Now for the latest twist in this incredible saga. The ABC recently ran a story from Tasmania about family violence orders backfiring on women, warning of a ‘growing misidentification crisis’ where police have ‘mistaken the victim for the perpetrator’ and charged women with criminal offences. The article claimed police had failed to analyse ‘complex patterns of coercive control’ – which means they get confused about who’s actually in need of protection.
So, despite strenuous efforts to train police to focus on men, some brave officers had the guts to examine the evidence and determine where the blame truly lay in the troubled relationship.

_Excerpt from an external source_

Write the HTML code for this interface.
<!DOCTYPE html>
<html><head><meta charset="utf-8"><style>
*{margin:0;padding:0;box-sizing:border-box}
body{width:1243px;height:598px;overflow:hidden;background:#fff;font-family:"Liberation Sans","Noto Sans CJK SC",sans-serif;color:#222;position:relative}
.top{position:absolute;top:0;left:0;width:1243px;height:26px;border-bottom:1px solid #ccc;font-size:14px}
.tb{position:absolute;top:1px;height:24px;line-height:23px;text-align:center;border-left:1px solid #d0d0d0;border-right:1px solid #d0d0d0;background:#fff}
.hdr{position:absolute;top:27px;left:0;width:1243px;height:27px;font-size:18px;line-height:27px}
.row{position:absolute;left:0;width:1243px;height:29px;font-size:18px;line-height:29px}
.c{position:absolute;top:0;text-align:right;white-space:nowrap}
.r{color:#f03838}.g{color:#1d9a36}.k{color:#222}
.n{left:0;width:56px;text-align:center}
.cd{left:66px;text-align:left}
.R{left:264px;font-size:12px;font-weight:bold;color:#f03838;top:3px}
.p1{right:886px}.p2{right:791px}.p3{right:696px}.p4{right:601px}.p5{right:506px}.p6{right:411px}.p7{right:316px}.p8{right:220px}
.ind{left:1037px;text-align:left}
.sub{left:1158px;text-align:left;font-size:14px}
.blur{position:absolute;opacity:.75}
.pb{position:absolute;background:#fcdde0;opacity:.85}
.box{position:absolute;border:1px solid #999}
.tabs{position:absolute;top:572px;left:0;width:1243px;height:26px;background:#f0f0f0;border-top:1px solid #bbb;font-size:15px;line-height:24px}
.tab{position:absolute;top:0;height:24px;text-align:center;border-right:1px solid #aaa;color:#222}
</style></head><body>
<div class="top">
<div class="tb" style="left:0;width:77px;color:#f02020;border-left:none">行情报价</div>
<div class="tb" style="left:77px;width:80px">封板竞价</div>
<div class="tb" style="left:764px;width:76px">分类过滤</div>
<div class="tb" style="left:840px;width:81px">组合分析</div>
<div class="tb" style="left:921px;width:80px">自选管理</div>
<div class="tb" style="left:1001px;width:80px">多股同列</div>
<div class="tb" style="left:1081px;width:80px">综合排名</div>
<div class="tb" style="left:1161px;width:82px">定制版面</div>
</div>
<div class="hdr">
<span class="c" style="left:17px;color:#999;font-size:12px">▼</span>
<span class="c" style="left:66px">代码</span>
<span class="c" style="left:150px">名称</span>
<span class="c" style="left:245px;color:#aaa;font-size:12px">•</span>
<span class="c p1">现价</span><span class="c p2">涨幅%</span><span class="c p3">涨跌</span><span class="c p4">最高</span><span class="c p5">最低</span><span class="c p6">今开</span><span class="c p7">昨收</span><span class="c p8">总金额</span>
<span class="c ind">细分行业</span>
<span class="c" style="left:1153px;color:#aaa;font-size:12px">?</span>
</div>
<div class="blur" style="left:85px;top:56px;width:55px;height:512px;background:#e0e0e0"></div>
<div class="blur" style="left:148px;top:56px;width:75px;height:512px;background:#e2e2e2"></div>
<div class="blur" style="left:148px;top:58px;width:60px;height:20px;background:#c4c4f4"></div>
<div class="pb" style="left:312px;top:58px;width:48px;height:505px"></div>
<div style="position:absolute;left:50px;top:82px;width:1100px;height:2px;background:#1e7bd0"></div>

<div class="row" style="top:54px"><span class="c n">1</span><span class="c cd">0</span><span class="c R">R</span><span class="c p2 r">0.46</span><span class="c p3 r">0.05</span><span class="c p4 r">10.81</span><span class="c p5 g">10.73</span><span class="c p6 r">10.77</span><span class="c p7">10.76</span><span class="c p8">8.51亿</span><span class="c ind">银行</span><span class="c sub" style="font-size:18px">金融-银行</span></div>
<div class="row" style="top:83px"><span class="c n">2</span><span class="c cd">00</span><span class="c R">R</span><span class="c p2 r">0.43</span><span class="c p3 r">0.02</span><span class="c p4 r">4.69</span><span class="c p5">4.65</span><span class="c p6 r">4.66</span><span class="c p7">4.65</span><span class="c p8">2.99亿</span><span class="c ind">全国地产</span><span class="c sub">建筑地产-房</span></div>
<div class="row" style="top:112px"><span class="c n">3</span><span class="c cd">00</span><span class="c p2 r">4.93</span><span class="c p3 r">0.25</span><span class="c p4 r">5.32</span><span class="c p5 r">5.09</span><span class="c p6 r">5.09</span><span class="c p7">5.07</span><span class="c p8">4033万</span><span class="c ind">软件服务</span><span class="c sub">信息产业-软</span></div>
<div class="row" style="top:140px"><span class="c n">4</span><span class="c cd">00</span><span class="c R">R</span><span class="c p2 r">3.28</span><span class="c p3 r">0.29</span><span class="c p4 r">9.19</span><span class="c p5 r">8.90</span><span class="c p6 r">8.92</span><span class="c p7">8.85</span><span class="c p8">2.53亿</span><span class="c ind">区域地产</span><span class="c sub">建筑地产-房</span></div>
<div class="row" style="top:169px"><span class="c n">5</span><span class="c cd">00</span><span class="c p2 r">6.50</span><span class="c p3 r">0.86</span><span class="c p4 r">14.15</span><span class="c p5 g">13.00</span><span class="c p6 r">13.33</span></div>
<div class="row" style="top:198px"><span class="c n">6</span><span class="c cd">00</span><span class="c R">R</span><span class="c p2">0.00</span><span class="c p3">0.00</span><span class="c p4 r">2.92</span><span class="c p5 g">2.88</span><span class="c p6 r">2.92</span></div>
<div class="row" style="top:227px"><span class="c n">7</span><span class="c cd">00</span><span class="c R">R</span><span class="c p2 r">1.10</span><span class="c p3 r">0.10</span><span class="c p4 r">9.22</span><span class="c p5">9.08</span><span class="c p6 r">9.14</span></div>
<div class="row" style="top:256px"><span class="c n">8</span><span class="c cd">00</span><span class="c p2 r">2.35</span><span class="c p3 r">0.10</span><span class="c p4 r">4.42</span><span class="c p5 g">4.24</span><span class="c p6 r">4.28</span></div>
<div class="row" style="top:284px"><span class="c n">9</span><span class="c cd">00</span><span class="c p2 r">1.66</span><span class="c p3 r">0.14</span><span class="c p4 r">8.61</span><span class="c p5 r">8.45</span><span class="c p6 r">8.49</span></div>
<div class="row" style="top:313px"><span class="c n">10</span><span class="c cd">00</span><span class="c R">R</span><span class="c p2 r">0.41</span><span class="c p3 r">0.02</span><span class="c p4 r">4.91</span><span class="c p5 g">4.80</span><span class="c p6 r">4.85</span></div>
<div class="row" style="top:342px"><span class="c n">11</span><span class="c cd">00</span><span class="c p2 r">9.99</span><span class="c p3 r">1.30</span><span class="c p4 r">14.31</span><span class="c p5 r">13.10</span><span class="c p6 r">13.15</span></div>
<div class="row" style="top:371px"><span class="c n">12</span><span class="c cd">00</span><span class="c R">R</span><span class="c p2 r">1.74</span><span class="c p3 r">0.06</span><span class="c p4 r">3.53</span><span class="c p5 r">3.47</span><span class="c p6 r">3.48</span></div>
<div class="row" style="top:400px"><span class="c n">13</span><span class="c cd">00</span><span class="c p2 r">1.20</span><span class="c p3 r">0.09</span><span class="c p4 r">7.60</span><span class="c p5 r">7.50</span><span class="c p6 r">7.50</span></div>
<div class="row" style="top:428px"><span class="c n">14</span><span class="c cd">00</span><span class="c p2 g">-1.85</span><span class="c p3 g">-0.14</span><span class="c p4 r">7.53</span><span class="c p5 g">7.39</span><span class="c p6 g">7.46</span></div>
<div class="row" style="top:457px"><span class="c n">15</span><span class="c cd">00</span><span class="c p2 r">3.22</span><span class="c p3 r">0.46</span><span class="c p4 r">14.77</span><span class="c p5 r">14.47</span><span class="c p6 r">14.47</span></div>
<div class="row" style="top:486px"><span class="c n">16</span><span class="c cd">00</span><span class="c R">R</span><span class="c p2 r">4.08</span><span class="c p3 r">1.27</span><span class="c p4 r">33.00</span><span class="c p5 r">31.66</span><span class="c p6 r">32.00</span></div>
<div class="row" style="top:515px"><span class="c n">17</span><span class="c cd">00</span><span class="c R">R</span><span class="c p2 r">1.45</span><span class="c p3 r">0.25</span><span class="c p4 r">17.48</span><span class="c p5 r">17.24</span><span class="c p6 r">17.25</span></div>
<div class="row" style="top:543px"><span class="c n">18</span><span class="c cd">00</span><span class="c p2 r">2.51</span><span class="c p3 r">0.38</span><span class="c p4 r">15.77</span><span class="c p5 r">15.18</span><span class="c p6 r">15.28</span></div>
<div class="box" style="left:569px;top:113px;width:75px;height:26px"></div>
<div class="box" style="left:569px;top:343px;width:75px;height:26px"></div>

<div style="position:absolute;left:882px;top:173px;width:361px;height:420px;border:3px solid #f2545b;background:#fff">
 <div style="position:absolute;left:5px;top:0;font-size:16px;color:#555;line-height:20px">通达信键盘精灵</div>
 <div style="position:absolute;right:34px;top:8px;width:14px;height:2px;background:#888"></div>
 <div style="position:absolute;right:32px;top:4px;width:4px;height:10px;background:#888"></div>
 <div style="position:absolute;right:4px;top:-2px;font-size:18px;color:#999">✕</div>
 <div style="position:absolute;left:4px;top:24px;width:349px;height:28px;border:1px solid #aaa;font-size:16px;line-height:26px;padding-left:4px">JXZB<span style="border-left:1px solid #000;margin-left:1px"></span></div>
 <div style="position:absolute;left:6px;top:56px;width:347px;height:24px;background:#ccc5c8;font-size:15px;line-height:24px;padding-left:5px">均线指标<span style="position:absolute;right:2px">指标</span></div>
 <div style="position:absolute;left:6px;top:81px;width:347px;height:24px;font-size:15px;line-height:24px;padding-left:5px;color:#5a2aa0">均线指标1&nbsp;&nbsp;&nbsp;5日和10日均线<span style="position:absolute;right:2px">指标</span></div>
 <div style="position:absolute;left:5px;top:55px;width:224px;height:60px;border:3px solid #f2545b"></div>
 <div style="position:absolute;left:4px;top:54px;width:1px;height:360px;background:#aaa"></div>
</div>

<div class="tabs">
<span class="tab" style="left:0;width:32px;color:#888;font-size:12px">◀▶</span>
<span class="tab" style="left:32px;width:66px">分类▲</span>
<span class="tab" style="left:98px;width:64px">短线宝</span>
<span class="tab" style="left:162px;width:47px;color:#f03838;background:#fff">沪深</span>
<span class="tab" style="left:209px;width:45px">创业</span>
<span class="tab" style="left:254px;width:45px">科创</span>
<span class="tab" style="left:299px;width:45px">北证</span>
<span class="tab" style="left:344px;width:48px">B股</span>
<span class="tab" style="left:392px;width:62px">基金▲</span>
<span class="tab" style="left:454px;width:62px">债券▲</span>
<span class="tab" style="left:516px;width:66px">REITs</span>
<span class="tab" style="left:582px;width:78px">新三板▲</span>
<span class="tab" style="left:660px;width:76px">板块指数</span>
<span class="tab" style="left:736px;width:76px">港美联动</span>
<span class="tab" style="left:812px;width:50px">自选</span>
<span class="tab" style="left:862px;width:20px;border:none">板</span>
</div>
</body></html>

And read this sensational headline last month from the Dailymail.co.uk: ‘Female prison reform boss is jailed for “worst case of coercive behaviour” judge had ever seen: Senior manager subjected husband to 15 years of daily wine-fuelled beatings, verbal humiliation and even made him clean up her faeces.’ The female perpetrator was jailed for four years.
That’s the feminists’ weak spot. Everyone knows women are past masters at emotional control as abundant academic research shows. See here, here, here, here, here. Even the Australian Bureau of Statistics concedes that men experience emotional abuse at the same rates as women.
The truth will out. The fascinating recent development in NSW was that after the laws were pushed through Parliament, the pause button was hit after women’s groups spoke out warning of possible ‘misidentification problems’ unless police and the judiciary are properly indoctrinated. And that’s precisely what’s happening now in Queensland and NSW – they are rolling out endless programs and procedures to train police and judicial officers, installing DV officers in police stations and indoctrinating the judiciary.
Clearly there is considerable nervousness that their scheme will turn around to bite them, if male victims start coming forward and women end up being charged. So that’s what we need to make happen. It’s the key to forcing this whole ghastly plot to unravel.